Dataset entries
····················
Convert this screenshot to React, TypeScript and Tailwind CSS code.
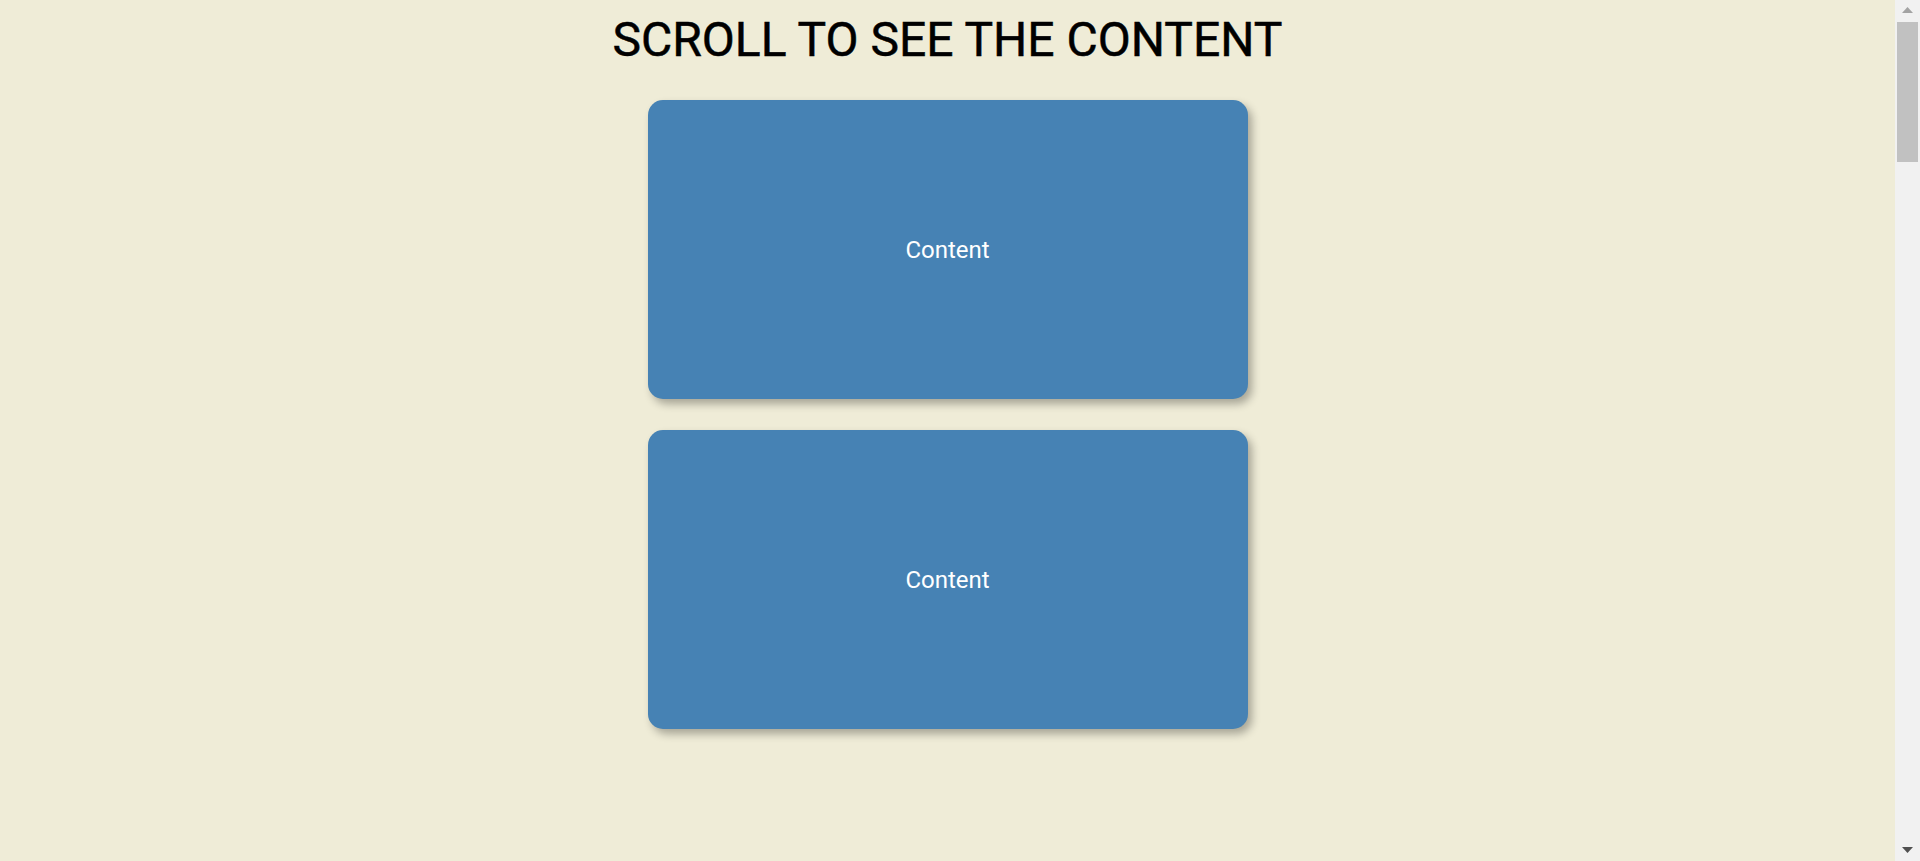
import React from 'react'

const cards = ['Content', 'Content']

function Scrollbar() {
  return (
    <aside className="flex h-full w-[25px] shrink-0 flex-col items-center bg-[#f1f1f1]">
      <svg className="mt-[7px]" width="11" height="6" viewBox="0 0 11 6">
        <polygon points="5.5,0 11,6 0,6" fill="#a3a3a3" />
      </svg>
      <div className="mt-[9px] h-[140px] w-[21px] bg-[#c1c1c1]" />
      <div className="flex-1" />
      <svg className="mb-[8px]" width="11" height="6" viewBox="0 0 11 6">
        <polygon points="0,0 11,0 5.5,6" fill="#505050" />
      </svg>
    </aside>
  )
}

export default function App() {
  return (
    <div
      className="flex h-[861px] overflow-hidden bg-[#efecd7]"
      style={{ fontFamily: 'Roboto, "Noto Sans", sans-serif' }}
    >
      <main className="flex min-w-0 flex-1 flex-col items-center">
        <h1 className="pt-3 text-center text-[48px] leading-[56px] font-normal text-black [-webkit-text-stroke:0.5px_black]">
          SCROLL TO SEE THE CONTENT
        </h1>
        <div className="mt-8 flex flex-col items-center gap-[31px]">
          {cards.map((label, i) => (
            <div
              key={i}
              className="flex h-[299px] w-[600px] items-center justify-center rounded-[15px] bg-[#4682b4] text-2xl text-white shadow-[4px_5px_8px_rgba(0,0,0,0.3)]"
            >
              {label}
            </div>
          ))}
        </div>
      </main>
      <Scrollbar />
    </div>
  )
}
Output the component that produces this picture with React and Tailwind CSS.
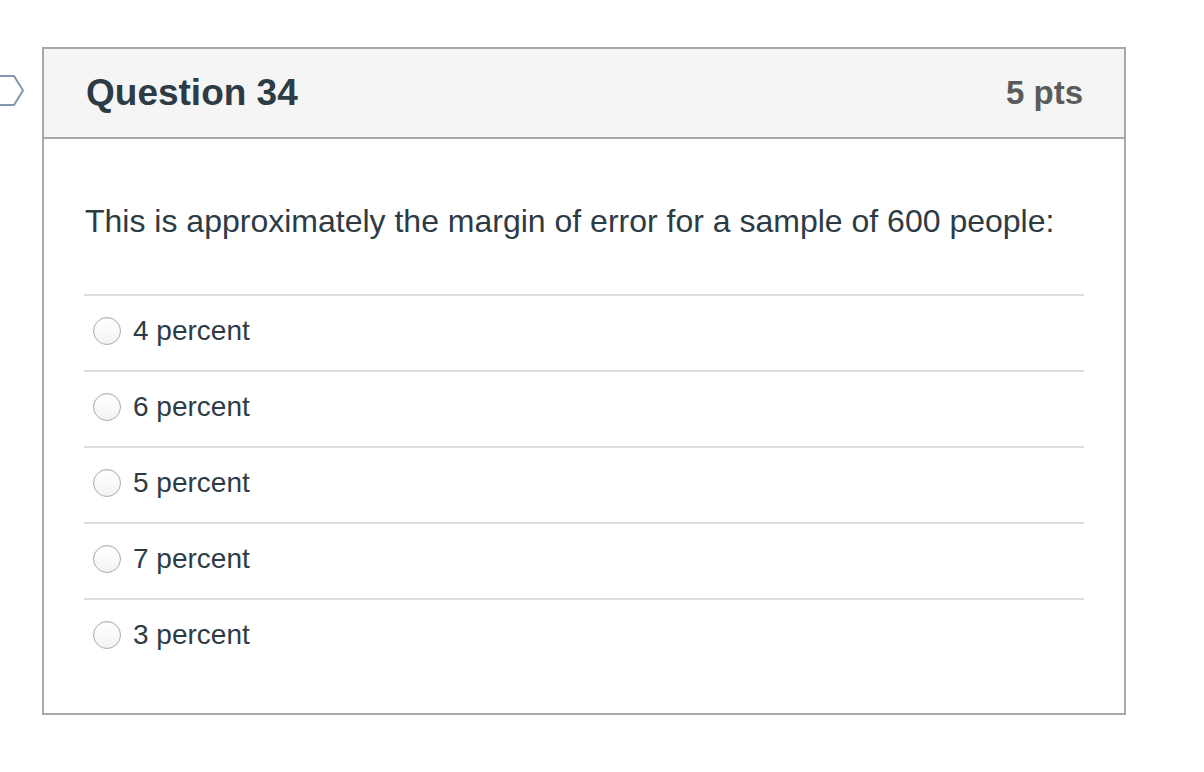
const ANSWERS = ['4 percent', '6 percent', '5 percent', '7 percent', '3 percent']

function Radio() {
  return (
    <span className="w-[28px] h-[28px] shrink-0 rounded-full border border-[#ababab] bg-gradient-to-b from-white to-[#f3f3f3] shadow-[inset_0_1px_1px_rgba(0,0,0,0.06)]" />
  )
}

export default function App() {
  return (
    <div className="min-h-screen bg-white pt-[47px] font-['Liberation_Sans',Arial,sans-serif]">
      <div className="flex items-start">
        {/* link tag pointer */}
        <svg width="42" height="88" viewBox="0 0 42 88" className="shrink-0">
          <path d="M-2 29 H14 L23 43.5 L14 58 H-2" fill="white" stroke="#8297ad" strokeWidth="2" strokeLinejoin="round" />
        </svg>

        <div className="w-[1084px] border-2 border-[#a8a8a8] bg-white">
          {/* Header */}
          <div className="h-[90px] bg-[#f5f5f5] border-b-2 border-[#a8a8a8] flex items-center justify-between pl-[42px] pr-[41px]">
            <h2 className="text-[37px] leading-[40px] font-bold text-[#2d3b45]">Question 34</h2>
            <span className="text-[33px] leading-[40px] font-bold text-[#5b5b5b]">5 pts</span>
          </div>

          {/* Body */}
          <div className="px-10 pt-[62px] pb-[39px]">
            <p className="text-[32px] leading-[40px] text-[#2d3b45] pl-[1px]">
              This is approximately the margin of error for a sample of 600 people:
            </p>

            <div className="mt-[53px]">
              {ANSWERS.map((a) => (
                <div key={a} className="border-t-2 border-[#dcdcdc] pt-[19px] pb-[23px] flex items-center gap-[12px] pl-[9px]">
                  <Radio />
                  <span className="text-[28px] leading-[32px] text-[#2d3b45]">{a}</span>
                </div>
              ))}
            </div>
          </div>
        </div>
      </div>
    </div>
  )
}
····················
__Your instructions__:
Omit the images and transcribe all of the records above word for word.

__Task response__:
Convert this screenshot to React, TypeScript and Tailwind CSS code.
import React from 'react'

const cards = ['Content', 'Content']

function Scrollbar() {
  return (
    <aside className="flex h-full w-[25px] shrink-0 flex-col items-center bg-[#f1f1f1]">
      <svg className="mt-[7px]" width="11" height="6" viewBox="0 0 11 6">
        <polygon points="5.5,0 11,6 0,6" fill="#a3a3a3" />
      </svg>
      <div className="mt-[9px] h-[140px] w-[21px] bg-[#c1c1c1]" />
      <div className="flex-1" />
      <svg className="mb-[8px]" width="11" height="6" viewBox="0 0 11 6">
        <polygon points="0,0 11,0 5.5,6" fill="#505050" />
      </svg>
    </aside>
  )
}

export default function App() {
  return (
    <div
      className="flex h-[861px] overflow-hidden bg-[#efecd7]"
      style={{ fontFamily: 'Roboto, "Noto Sans", sans-serif' }}
    >
      <main className="flex min-w-0 flex-1 flex-col items-center">
        <h1 className="pt-3 text-center text-[48px] leading-[56px] font-normal text-black [-webkit-text-stroke:0.5px_black]">
          SCROLL TO SEE THE CONTENT
        </h1>
        <div className="mt-8 flex flex-col items-center gap-[31px]">
          {cards.map((label, i) => (
            <div
              key={i}
              className="flex h-[299px] w-[600px] items-center justify-center rounded-[15px] bg-[#4682b4] text-2xl text-white shadow-[4px_5px_8px_rgba(0,0,0,0.3)]"
            >
              {label}
            </div>
          ))}
        </div>
      </main>
      <Scrollbar />
    </div>
  )
}
Output the component that produces this picture with React and Tailwind CSS.
const ANSWERS = ['4 percent', '6 percent', '5 percent', '7 percent', '3 percent']

function Radio() {
  return (
    <span className="w-[28px] h-[28px] shrink-0 rounded-full border border-[#ababab] bg-gradient-to-b from-white to-[#f3f3f3] shadow-[inset_0_1px_1px_rgba(0,0,0,0.06)]" />
  )
}

export default function App() {
  return (
    <div className="min-h-screen bg-white pt-[47px] font-['Liberation_Sans',Arial,sans-serif]">
      <div className="flex items-start">
        {/* link tag pointer */}
        <svg width="42" height="88" viewBox="0 0 42 88" className="shrink-0">
          <path d="M-2 29 H14 L23 43.5 L14 58 H-2" fill="white" stroke="#8297ad" strokeWidth="2" strokeLinejoin="round" />
        </svg>

        <div className="w-[1084px] border-2 border-[#a8a8a8] bg-white">
          {/* Header */}
          <div className="h-[90px] bg-[#f5f5f5] border-b-2 border-[#a8a8a8] flex items-center justify-between pl-[42px] pr-[41px]">
            <h2 className="text-[37px] leading-[40px] font-bold text-[#2d3b45]">Question 34</h2>
            <span className="text-[33px] leading-[40px] font-bold text-[#5b5b5b]">5 pts</span>
          </div>

          {/* Body */}
          <div className="px-10 pt-[62px] pb-[39px]">
            <p className="text-[32px] leading-[40px] text-[#2d3b45] pl-[1px]">
              This is approximately the margin of error for a sample of 600 people:
            </p>

            <div className="mt-[53px]">
              {ANSWERS.map((a) => (
                <div key={a} className="border-t-2 border-[#dcdcdc] pt-[19px] pb-[23px] flex items-center gap-[12px] pl-[9px]">
                  <Radio />
                  <span className="text-[28px] leading-[32px] text-[#2d3b45]">{a}</span>
                </div>
              ))}
            </div>
          </div>
        </div>
      </div>
    </div>
  )
}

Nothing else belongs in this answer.